▶ **GIVEN RECORDS**

- - -

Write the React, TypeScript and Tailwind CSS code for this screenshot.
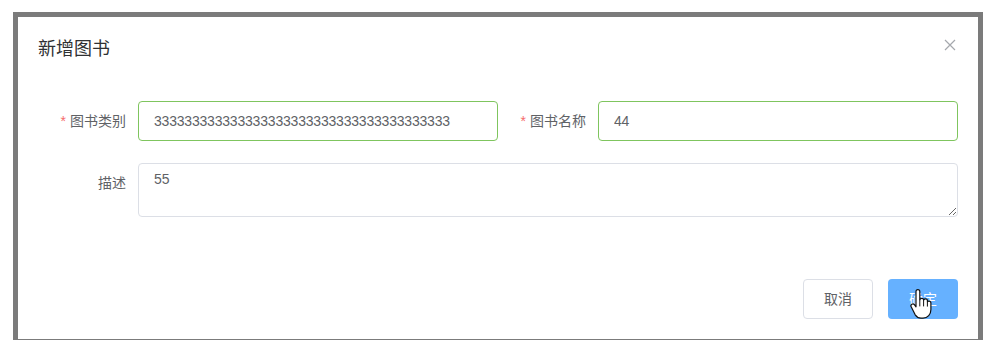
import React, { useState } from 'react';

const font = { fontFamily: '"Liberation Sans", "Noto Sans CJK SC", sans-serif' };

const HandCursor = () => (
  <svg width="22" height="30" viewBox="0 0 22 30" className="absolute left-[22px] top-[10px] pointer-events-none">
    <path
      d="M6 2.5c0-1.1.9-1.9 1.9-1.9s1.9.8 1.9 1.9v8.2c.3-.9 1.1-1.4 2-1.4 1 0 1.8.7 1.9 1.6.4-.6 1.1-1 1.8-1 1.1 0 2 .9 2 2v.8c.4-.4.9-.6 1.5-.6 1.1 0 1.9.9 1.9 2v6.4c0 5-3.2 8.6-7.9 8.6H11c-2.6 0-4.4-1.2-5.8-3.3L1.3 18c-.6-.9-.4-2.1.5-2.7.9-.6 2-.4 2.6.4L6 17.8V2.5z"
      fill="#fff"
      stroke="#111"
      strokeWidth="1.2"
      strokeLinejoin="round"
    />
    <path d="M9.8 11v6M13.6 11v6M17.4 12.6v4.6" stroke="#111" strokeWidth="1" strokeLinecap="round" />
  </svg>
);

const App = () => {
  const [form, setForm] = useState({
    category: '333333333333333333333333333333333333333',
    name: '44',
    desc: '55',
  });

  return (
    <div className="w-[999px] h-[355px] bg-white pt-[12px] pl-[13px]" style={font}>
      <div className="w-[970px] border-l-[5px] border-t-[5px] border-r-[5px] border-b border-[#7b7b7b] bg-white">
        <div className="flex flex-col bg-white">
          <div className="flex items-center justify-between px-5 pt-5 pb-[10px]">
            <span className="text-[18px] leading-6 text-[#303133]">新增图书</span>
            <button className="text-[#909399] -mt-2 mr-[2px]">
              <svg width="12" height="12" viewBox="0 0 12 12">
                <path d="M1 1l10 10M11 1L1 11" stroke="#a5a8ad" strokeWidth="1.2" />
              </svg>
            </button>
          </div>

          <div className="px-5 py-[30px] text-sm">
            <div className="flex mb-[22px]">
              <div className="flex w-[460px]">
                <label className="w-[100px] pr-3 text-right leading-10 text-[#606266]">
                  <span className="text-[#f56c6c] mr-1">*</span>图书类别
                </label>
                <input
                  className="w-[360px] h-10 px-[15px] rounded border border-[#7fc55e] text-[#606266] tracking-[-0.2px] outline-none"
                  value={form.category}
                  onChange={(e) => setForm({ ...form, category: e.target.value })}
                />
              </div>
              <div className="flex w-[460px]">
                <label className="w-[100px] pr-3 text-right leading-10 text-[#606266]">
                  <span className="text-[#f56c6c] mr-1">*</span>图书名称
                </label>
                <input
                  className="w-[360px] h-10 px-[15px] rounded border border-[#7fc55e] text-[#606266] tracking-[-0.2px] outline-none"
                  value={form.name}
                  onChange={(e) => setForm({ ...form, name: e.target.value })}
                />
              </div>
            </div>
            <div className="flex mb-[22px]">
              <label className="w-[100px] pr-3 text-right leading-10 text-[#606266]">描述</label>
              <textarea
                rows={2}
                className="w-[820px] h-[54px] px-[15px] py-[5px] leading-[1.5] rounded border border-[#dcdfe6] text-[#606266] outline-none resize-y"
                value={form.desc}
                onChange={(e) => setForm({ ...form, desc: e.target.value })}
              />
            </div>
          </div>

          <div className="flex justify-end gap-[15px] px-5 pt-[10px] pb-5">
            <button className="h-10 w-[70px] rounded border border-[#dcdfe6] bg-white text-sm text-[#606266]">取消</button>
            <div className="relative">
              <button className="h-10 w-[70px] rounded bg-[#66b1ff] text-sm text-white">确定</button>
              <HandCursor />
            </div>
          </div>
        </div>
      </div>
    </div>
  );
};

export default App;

- - -

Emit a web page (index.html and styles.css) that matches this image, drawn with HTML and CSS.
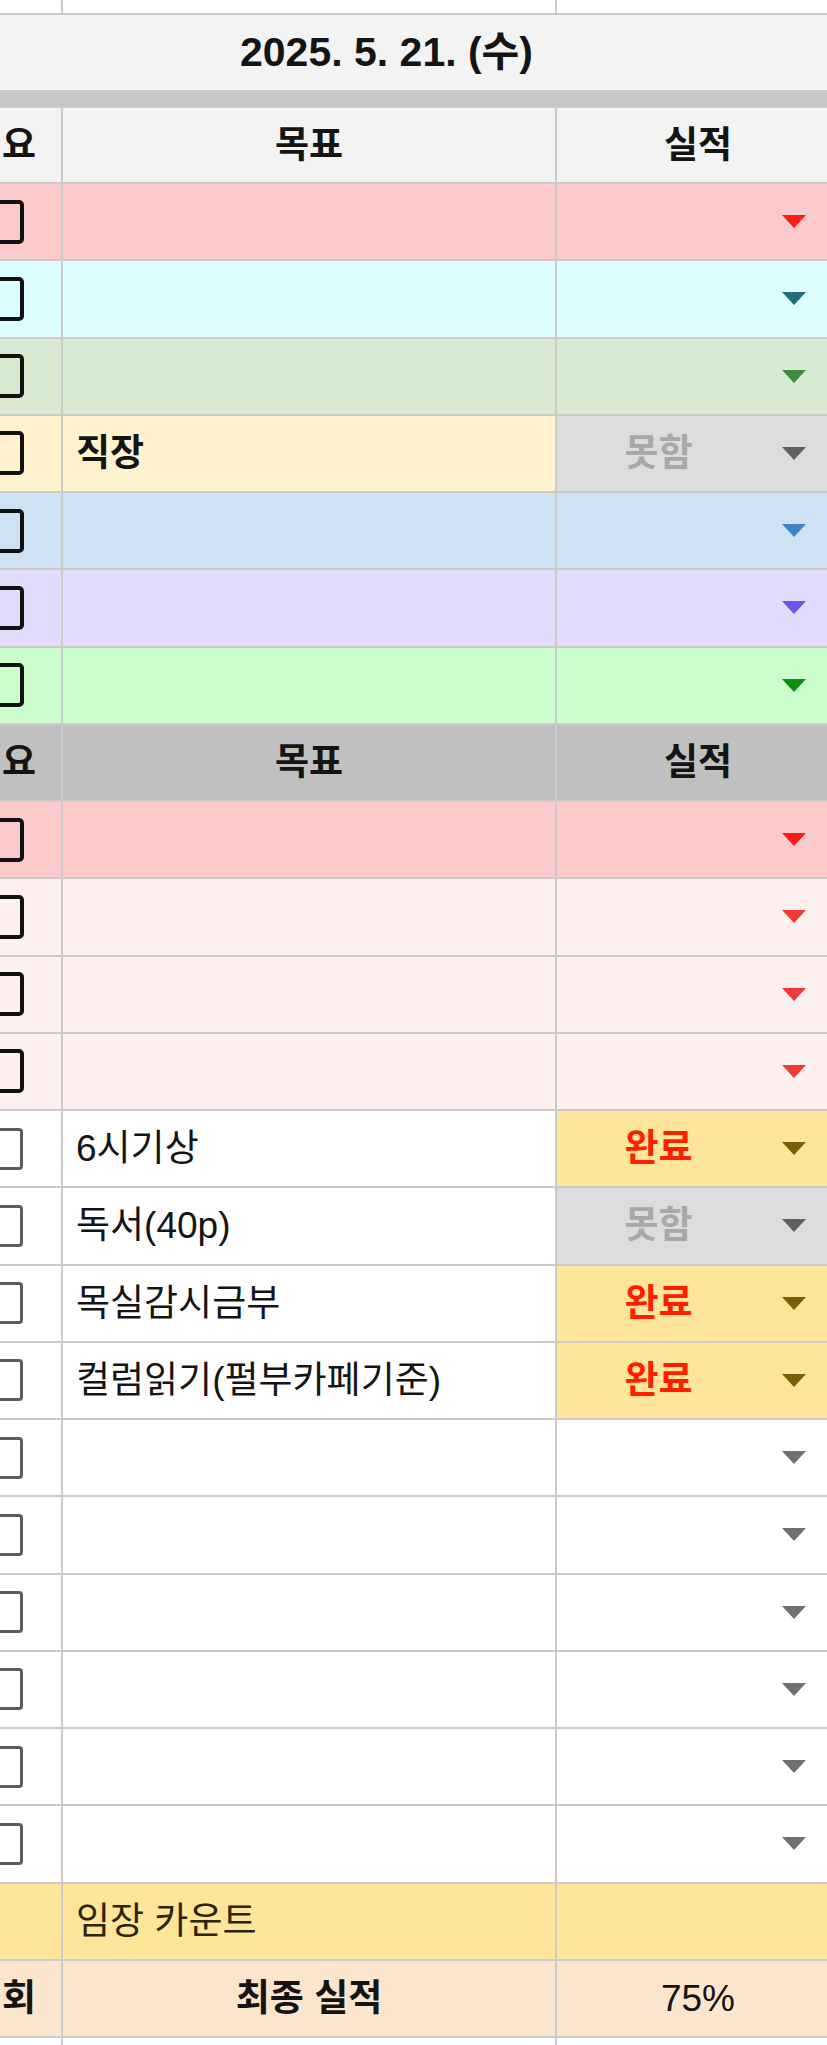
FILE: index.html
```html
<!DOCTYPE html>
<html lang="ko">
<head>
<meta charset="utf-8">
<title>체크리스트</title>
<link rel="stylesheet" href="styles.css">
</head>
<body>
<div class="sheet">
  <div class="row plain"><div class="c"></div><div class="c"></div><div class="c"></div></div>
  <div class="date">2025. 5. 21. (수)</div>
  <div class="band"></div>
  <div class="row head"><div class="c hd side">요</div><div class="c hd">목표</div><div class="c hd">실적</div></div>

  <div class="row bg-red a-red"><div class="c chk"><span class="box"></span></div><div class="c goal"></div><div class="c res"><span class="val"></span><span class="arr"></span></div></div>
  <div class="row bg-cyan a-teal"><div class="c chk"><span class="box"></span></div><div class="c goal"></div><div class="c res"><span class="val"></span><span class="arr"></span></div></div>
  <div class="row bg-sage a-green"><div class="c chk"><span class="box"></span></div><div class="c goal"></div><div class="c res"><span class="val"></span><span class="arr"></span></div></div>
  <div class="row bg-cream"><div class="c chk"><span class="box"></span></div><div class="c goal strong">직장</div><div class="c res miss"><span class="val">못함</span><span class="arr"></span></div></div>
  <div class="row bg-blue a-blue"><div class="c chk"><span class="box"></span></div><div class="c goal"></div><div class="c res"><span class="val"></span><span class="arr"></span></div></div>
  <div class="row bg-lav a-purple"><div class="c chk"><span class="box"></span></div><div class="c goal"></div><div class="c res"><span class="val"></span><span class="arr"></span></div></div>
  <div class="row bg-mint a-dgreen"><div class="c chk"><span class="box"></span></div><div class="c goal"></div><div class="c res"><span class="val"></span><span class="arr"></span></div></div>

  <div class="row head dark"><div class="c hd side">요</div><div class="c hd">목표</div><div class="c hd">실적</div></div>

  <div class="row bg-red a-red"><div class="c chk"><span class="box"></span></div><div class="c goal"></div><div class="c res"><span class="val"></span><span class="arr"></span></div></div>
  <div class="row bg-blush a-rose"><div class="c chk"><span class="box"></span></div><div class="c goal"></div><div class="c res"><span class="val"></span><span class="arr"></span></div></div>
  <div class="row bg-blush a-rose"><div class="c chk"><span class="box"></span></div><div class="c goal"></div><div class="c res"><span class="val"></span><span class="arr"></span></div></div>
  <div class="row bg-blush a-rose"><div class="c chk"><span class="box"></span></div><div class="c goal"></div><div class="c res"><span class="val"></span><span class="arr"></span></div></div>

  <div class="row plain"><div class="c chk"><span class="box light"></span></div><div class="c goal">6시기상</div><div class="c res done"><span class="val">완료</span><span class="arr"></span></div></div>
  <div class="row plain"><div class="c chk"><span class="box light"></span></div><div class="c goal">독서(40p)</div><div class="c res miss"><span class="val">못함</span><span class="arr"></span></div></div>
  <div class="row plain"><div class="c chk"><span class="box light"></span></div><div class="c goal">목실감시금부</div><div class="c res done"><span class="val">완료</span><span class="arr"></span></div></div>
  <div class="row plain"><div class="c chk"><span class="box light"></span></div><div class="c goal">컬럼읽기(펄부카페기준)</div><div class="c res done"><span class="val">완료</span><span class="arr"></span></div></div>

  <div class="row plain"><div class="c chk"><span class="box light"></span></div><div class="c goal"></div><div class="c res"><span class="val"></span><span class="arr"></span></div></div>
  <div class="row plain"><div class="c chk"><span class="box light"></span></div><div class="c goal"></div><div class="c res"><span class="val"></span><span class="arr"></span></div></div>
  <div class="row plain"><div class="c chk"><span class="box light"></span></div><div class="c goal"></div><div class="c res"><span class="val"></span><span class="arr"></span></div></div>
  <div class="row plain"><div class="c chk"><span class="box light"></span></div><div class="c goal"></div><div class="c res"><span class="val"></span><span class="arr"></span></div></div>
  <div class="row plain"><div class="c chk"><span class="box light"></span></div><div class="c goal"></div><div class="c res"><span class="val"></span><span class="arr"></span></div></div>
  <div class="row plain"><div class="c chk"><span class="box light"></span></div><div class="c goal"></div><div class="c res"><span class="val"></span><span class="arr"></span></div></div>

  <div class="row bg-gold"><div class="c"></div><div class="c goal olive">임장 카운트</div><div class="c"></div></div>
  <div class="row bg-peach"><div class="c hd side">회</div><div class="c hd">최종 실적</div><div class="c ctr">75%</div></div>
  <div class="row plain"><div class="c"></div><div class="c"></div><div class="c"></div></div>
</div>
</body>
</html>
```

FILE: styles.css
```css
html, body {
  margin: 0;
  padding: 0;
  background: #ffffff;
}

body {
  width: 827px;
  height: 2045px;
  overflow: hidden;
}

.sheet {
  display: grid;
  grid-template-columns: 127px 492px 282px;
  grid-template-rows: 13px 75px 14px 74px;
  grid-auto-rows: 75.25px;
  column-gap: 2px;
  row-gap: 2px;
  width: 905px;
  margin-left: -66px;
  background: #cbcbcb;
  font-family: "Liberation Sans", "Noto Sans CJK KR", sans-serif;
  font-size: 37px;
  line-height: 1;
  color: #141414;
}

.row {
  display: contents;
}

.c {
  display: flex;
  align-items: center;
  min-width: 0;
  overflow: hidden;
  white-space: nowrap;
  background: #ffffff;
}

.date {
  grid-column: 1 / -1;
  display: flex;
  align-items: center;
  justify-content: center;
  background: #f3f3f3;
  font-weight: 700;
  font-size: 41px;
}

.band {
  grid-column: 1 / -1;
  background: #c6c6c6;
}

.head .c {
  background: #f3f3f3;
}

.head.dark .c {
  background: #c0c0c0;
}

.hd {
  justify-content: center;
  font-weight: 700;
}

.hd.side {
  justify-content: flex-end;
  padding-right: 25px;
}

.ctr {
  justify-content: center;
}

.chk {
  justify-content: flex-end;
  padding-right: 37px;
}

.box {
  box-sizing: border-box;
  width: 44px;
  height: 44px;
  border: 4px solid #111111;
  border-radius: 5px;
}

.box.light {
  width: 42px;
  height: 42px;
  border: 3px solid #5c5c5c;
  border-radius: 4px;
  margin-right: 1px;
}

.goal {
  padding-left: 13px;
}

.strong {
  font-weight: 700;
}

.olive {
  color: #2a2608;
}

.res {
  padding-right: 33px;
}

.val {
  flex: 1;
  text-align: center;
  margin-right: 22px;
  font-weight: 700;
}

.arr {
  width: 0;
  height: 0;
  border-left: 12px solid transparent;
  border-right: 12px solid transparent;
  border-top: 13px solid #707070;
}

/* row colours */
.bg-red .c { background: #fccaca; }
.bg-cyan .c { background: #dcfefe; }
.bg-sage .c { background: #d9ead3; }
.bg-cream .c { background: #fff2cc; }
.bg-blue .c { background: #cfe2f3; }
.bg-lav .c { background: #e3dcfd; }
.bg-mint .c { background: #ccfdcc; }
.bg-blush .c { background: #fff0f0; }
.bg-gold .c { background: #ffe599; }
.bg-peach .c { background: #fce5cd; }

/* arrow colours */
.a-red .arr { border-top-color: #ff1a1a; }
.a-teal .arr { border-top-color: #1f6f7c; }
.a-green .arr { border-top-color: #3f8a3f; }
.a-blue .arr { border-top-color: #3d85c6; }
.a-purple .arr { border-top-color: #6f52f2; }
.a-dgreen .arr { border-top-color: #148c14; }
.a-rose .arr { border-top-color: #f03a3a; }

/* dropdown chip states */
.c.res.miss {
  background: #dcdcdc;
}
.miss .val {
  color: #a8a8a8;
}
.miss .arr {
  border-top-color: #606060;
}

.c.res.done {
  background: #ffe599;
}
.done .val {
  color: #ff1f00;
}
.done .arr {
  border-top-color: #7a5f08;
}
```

- - -

▶ **WHAT THE TASK ASKS**
Looking at the records above, report how many lines contain the word "React". Answer with the number only.

▶ **WRITTEN SOLUTION**
2